Thanks for the suggestions.

Jon – particularly valuable was the concept of the left hand “obviously not sitting on each chord shape” but releasing to allow me to get to the rest of the scale. In fact, sitting on the chord shape is exactly what I do when fingerpicking. I just move on to the next chord shape and hold that one for a while too, adding melody or embellishments as they occur to me. Intuitive when fingerpicking. Not so much when flatpicking. I’ll try it as you suggested.

Barry – I take your comment to mean “learn the basic pentatonic scales and use those instead of holding the chord shape”. I’ll try that too.

Derek – you’re right. But I was a guitar player long before I was a mandolin player, so the transfer has been going the other way for me. Probably to my detriment.
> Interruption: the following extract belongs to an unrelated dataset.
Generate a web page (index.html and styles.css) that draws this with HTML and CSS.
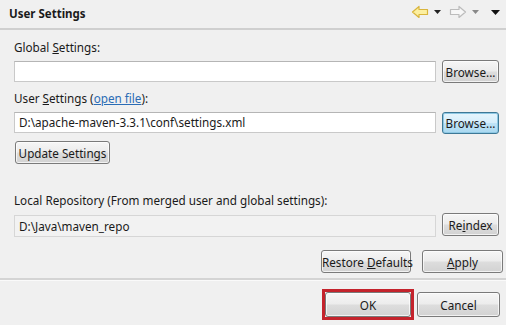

In fact, it was realizing that I was still trying to throw in complete chords on the mandolin instead of sticking to the single notes that led me to ask the question.

I guess the bottom line is there is no substitute for time spent with the pick until the notes are as intuitive to me that way as they are with the fingers. I was afraid of that.

Mandobart 09-02-2017 03:09 PM

One word - arpeggios.

Mr. Jelly 09-03-2017 05:28 AM

I come from the opposite direction. Without getting technical what works well especially with solo guitar are a minimal number of fill in notes. Think of it as adding grace notes to a chord. Only your hand can't do the stretch so you abandon the chord to put in a couple of notes then return to the chord. Timing will dictate what you can accomplish. To begin with I would suggest using the major and minor pentatonic scales.